8. In reply, Mr. Anil Mehta and Mr. Ajay Shukhla have argued that the power for realization of the confirmed demand is clearly traceable to sections 11 and 11A of the Act and mere pendency of appeal against the same is not indicative of stay thereof and thus, the impugned circular is not assailable. Contending that the previous circulars on the issue have been rescinded and that direction for recovery vis-a-vis the contingencies mentioned in the impugned circular is valid, the learned counsel argued that with the withdrawal of the earlier circulars, it was permissible to initiate the proposed processes for realization of the confirmed demand and even section 37B of the Act confers such power. Without prejudice to these, the learned counse l argued in the alternative that the impugned circular does not in any way inhibit the appellate forums from disposing of appeals. The learned counsel emphasized on the caveat sounded by the Hon’ble Apex Court against the routine grant of interdiction against recovery of demands raised by the Revenue. To reinforce his contentions, reliance has been placed on the decisions of the Hon’ble Apex Court in Collector of Customs. v. Krishna Sales (P.) Ltd. AIR 1994 SC 1239 and United Bank of India v. Satyawati Tondon [2010] 8 SCC 110.

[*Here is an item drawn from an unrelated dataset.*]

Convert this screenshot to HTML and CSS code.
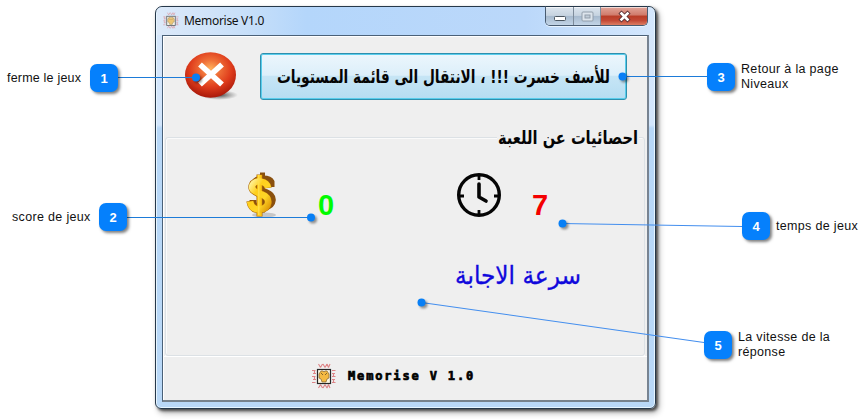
FILE: index.html
```html
<!DOCTYPE html>
<html lang="fr">
<head>
<meta charset="utf-8">
<title>Memorise V1.0</title>
<link rel="stylesheet" href="styles.css">
</head>
<body>
<svg class="defs" width="0" height="0" aria-hidden="true">
  <symbol id="chip" viewBox="0 0 24 26">
    <g fill="none" stroke="#dd8588" stroke-width="1.1">
      <path d="M6.500 1l2 3.500M10.500 1l-2 3.500M11 1l2 3.500M15 1l-2 3.500M15 1l1.500 3.500M18 1l-1.500 3.500M6.500 25l2-3.500M10.500 25l-2-3.500M11 25l2-3.500M15 25l-2-3.500M15 25l1.500-3.500M18 25l-1.500-3.500"/>
      <path d="M0 7.500h3.500M1 10.500h3M0 13.500h3.500M1 16.500h3M0 19.500h3.500M20 7.500h3.500M20 10.500h3M20 13.500h3.500M20 16.500h3M20 19.500h3.500M2.500 7v4M2.500 13v4M21.500 10v4M21.500 16v4"/>
    </g>
    <rect x="5.500" y="6.500" width="13" height="14" fill="#fff8e4" stroke="#252525" stroke-width="1.200"/>
    <path d="M9 8h2l1 1 1-1h2l2 3v4l-2 1-1 3h-4l-1-3-2-1v-4z" fill="#f4b942" stroke="#806030" stroke-width=".7"/>
    <path d="M9 10l2 2M15 10l-2 2" stroke="#6b5028" stroke-width=".8"/>
  </symbol>
</svg>
<main class="stage">
  <section class="window">
    <header class="titlebar">
      <svg class="app-icon"><use href="#chip"/></svg>
      <span class="title">Memorise V1.0</span>
      <div class="controls">
        <span class="ctl min"><svg width="14" height="7"><rect x="1.500" y="1.500" width="11" height="4" rx="1" fill="#fff" stroke="#4b5660"/></svg></span>
        <span class="ctl max"><svg width="13" height="11"><rect x="1" y="1" width="11" height="9" rx="1" fill="#dce4ec" stroke="#929eab"/><rect x="4" y="4" width="5" height="3" fill="#c0ccd8" stroke="#929eab"/></svg></span>
        <span class="ctl close"><svg width="13" height="11" viewBox="0 0 13 11"><path d="M3.500 2.500l6 6M9.500 2.500l-6 6" stroke="#5c3337" stroke-width="4.400" stroke-linecap="square"/><path d="M3.500 2.500l6 6M9.500 2.500l-6 6" stroke="#fff" stroke-width="2.600" stroke-linecap="square"/></svg></span>
      </div>
    </header>
    <div class="client">
      <div class="toolbar">
        <svg class="quit" width="54" height="50" viewBox="0 0 54 50">
          <defs>
            <radialGradient id="ball" cx=".5" cy=".36" r=".63"><stop offset="0" stop-color="#ffb15d"/><stop offset=".3" stop-color="#ef7038"/><stop offset=".65" stop-color="#df3c1c"/><stop offset="1" stop-color="#ab1a0b"/></radialGradient>
            <radialGradient id="shade"><stop offset="0" stop-color="#222" stop-opacity=".85"/><stop offset="1" stop-color="#555" stop-opacity="0"/></radialGradient>
          </defs>
          <ellipse cx="34" cy="43" rx="19" ry="5" fill="url(#shade)"/>
          <ellipse cx="25.500" cy="23" rx="25.500" ry="22.700" fill="url(#ball)"/>
          <path d="M15 12.500L37 32.500M37 12.500L15 32.500" stroke="#fff" stroke-width="5.600"/>
        </svg>
        <button class="retry" dir="rtl"><svg width="334" height="40"><text class="ar bold" x="333" y="26" textLength="333" lengthAdjust="spacingAndGlyphs">للأسف خسرت !!! ، الانتقال الى قائمة المستويات</text></svg></button>
      </div>
      <section class="group">
        <h2 class="legend" dir="rtl"><svg width="142" height="28"><text class="ar bold" x="141" y="20" textLength="140" lengthAdjust="spacingAndGlyphs">احصائيات عن اللعبة</text></svg></h2>
        <div class="stats">
          <div class="stat score">
            <svg width="36" height="50" viewBox="0 0 36 50">
              <defs><linearGradient id="gold" x1="0" y1="0" x2="1" y2="1"><stop offset="0" stop-color="#fff6a5"/><stop offset=".35" stop-color="#ffcf1c"/><stop offset=".7" stop-color="#ffd627"/><stop offset="1" stop-color="#e09a08"/></linearGradient></defs>
              <ellipse cx="20" cy="45" rx="12" ry="2.500" fill="#aaa" opacity=".6"/>
              <g fill="none" stroke="#8a500e" stroke-width="7">
                <path d="M27 17V12C25 8 14 8 11 12C8 17 14 20 22 22.500C31 26 30 35 21 37C15 38.500 11 37 9 34V30"/>
                <path d="M18.500 2.500v40" stroke-width="5"/>
              </g>
              <g fill="none" stroke="#b06d08" stroke-width="7.500">
                <path d="M15.500 4.500v42" stroke-width="6"/>
                <path d="M24 18C23 11 11 9 8.500 15C6.500 20 12 22.500 18 24.500C27 28 26 38 16 39.500C10 40 7 37 6 31"/>
              </g>
              <g fill="none" stroke-width="6.400">
                <path d="M15.500 5v41" stroke="#ffc814" stroke-width="4.600"/>
                <path stroke="url(#gold)" d="M24 17.700C23 11 11 9 8.500 15C6.500 20 12 22.500 18 24.500C27 28 26 38 16 39.500C10 40 7 37 6 31.500"/>
                <path d="M14.800 5v40" stroke="#ffe04e" stroke-width="1.300"/>
              </g>
            </svg>
            <span class="value green">0</span>
          </div>
          <div class="stat time">
            <svg width="46" height="46" viewBox="0 0 46 46" fill="none" stroke="#050505" stroke-width="3.400"><circle cx="23" cy="23" r="20.300"/><path d="M23 3v5M23 38v5M3 24h5M38 24h5" stroke-width="2.800"/><path d="M23 12v13l7 4" stroke-width="3.600" stroke-linecap="round" stroke-linejoin="round"/></svg>
            <span class="value red">7</span>
          </div>
        </div>
        <p class="speed" dir="rtl"><svg width="128" height="42"><text class="ar blue" x="127" y="27" textLength="126" lengthAdjust="spacingAndGlyphs">سرعة الاجابة</text></svg></p>
      </section>
      <footer class="status"><svg class="chip"><use href="#chip"/></svg><span>Memorise V 1.0</span></footer>
    </div>
  </section>

  <svg class="links" width="864" height="419">
    <g stroke="#1d7bd8" stroke-width="1.100"><path d="M116 77.500H196M126 217.500H311M622 76.500H708"/><path d="M562 223.500L742 226.500M421.500 302.500L704 342.500" stroke="#438eee"/></g>
    <g class="dots"><circle cx="196" cy="77.500" r="4"/><circle cx="311" cy="217.500" r="4"/><circle cx="622.500" cy="76.500" r="4"/><circle cx="562.500" cy="223.500" r="4"/><circle cx="421.500" cy="302.500" r="4"/></g>
  </svg>
  <div class="note n1"><span>ferme le jeux</span><b>1</b></div>
  <div class="note n2"><span>score de jeux</span><b>2</b></div>
  <div class="note n3"><b>3</b><span>Retour à la page<br>Niveaux</span></div>
  <div class="note n4"><b>4</b><span>temps de jeux</span></div>
  <div class="note n5"><b>5</b><span>La vitesse de la<br>réponse</span></div>
</main>
</body>
</html>
```
FILE: styles.css
```css
* { box-sizing: border-box; }
body { margin: 0; background: #fff; font-family: "Liberation Sans", sans-serif; color: #111; }
svg { display: block; overflow: visible; flex: none; }
.defs { position: absolute; }
.stage { position: relative; width: 864px; height: 419px; padding: 6px 0 0 155px; overflow: hidden; }

.window {
  width: 501px; height: 403px; padding: 0 6px;
  border: 1px solid #26384a; border-radius: 7px 7px 6px 6px;
  background: linear-gradient(#d5e6fa 0, #d3e6fc 118px, #b7d7f7 121px, #b9d8f7 100%);
  box-shadow: inset 0 0 0 1px #e6f5ff, 2px 2px 3px rgba(0,0,0,.62), 3px 4px 6px rgba(0,0,0,.3);
}
.titlebar { display: flex; align-items: flex-start; height: 28px; margin: 0 -5px; padding-left: 6px; background: linear-gradient(90deg, #dce9f9, #c7dff9 18%, #b4d6fb 30%, #bbd8fa 74%, #d4e7fd); border-radius: 6px 6px 0 0; }
.app-icon { width: 16px; height: 17px; margin-top: 5px; opacity: .72; }
.title { margin: 5px 0 0 5px; font: 12px/18px "Noto Sans", sans-serif; letter-spacing: -.3px; white-space: nowrap; }
.controls { display: flex; margin: -1px 6px 0 auto; width: 103px; height: 20px; border: 1px solid #485b70; border-top-color: #26384a; border-radius: 0 0 5px 5px; overflow: hidden; box-shadow: 0 1px #e8f4ff; }
.ctl { display: flex; align-items: center; justify-content: center; width: 28px; border-right: 1px solid #7e8c9b; background: linear-gradient(#dce5ee 0, #c6d3e0 47%, #a6b9cd 50%, #c2d4e6); box-shadow: inset 0 1px rgba(255,255,255,.6); }
.ctl.min { padding-top: 4px; }
.ctl.max { width: 27px; }
.ctl.close { flex: 1; border: 0; background: linear-gradient(#e2a69a 0, #d07a6b 45%, #b83c27 50%, #c34936 75%, #dc7d63); }

.client { width: 487px; height: 367px; display: flex; flex-direction: column; background: #efefef; border: 1px solid #4b6178; border-right-width: 2px; border-bottom-width: 2px; border-right-color: #778391; border-bottom-color: #77828c; box-shadow: inset 1px 1px #fff; }
.toolbar { display: flex; align-items: flex-start; height: 94px; padding: 16px 0 0 22px; }
.retry { display: flex; align-items: center; justify-content: center; width: 367px; height: 47px; margin: 1px 0 0 21px; padding: 0; border: 1px solid #2e8fae; border-radius: 3px; background: linear-gradient(#ecf6fc 0, #dceffa 47%, #c6e5f5 50%, #b5ddf2); box-shadow: inset 0 0 0 1px #59cdec; }
.ar { font-family: "DejaVu Sans", sans-serif; font-size: 18.500px; font-stretch: 75%; direction: rtl; text-anchor: start; }
.bold { font-weight: 700; fill: #050505; }
.blue { font-size: 25px; fill: #1008dc; stroke: #1008dc; stroke-width: .3px; }

.group { height: 219px; margin: 7px 2px 0 2px; border: 1px solid #dce1e5; border-radius: 3px; box-shadow: inset 1px 1px #fafafa, 0 1px #fff; }
.legend { width: 142px; height: 28px; margin: -14px 5px 0 auto; background: #efefef; }
.stats { display: flex; height: 86px; padding: 18px 0 0 78px; }
.stat { display: flex; align-items: flex-start; width: 212px; }
.time svg { margin-top: 2px; }
.time { width: 110px; }
.value { font-size: 29px; line-height: 32px; font-weight: 700; }
.score .value { margin: 19px 0 0 38px; }
.time .value { margin: 19px 0 0 30px; }
.green { color: #00fb00; }
.red { color: #f40000; }
.speed { direction: ltr; display: flex; margin: 19px 0 0; padding-left: 288px; }
.status { flex: 1; display: flex; align-items: center; padding: 0 0 5px 149px; font: 700 12px/16px "DejaVu Sans Mono", "Liberation Mono", monospace; color: #000; letter-spacing: 1.850px; -webkit-text-stroke: .7px #000; white-space: pre; border-top: 1px solid #fff; }
.chip { width: 24px; height: 26px; margin-right: 12px; }

.links { position: absolute; left: 0; top: 0; }
.dots { fill: #087ff5; filter: drop-shadow(2px 2px 1px rgba(0,0,0,.4)); }
.note { position: absolute; display: flex; align-items: center; gap: 6px; font-size: 12.500px; line-height: 15px; letter-spacing: .33px; white-space: nowrap; }
.note b { display: flex; align-items: center; justify-content: center; flex: none; width: 28px; height: 28px; border-radius: 7px; background: #0580fc; color: #fff; font-size: 13px; letter-spacing: 0; box-shadow: 2px 2px 3px rgba(0,0,0,.5); }
.n1, .n2 { justify-content: space-between; }
.n1 { left: 7px; top: 64px; width: 111px; letter-spacing: .2px; }
.n2 { left: 12px; top: 203px; width: 115px; }
.n3 { left: 707px; top: 62px; }
.n4 { left: 742px; top: 212px; }
.n5 { left: 704px; top: 330px; }
```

9. We have evaluated the rival arguments. To start with, a plain perusal of the circular dated 1.1.2013 would unequivocally demonstrate that it is in the form of administrative instructions issued by the Central Board of Excise and Customs, New Delhi for short, hereafter referred to as “the Board”) obligating the concerned authorities to initiate recovery proceedings against the confirmed demands in the eventualities narrated therein fixing periods therefor. Broadly, three situations have been contemplated (1) where no appeal has been filed against a confirmatory order in original; (2) where an appeal has been filed without stay application against a confirmatory order in original; and (3) where an appeal has been filed with a stay application against such order. In the first contingency, in terms of this circular, the process of recovery is to be initiated after the expiry of statutory period of 60 days’ for filing appeal and in the second, after the institution of the appeal. In the third eventuality, the process of recovery has been mandated to be initiated 30 days after the filing of appeal, if no stay is granted or after the disposal of stay petition in accordance with the conditions, as specified. Noticeably, it is by this category of cases where appeals have been filed alongwith the stay applications, which have remained undisposed and/or unattended, that the assessees (petitioners) are really distressed and aggrieved. They contend, to reiterate, that apart from the circular being invalid for want of statutory sanction, it is palpably arbitrary, unfair and unjust as thereby the assessees, who have approached the higher forums envisaged by the Act for redress against the confirmatory orders of demand, are sought to be penalized thereby for no fault of theirs.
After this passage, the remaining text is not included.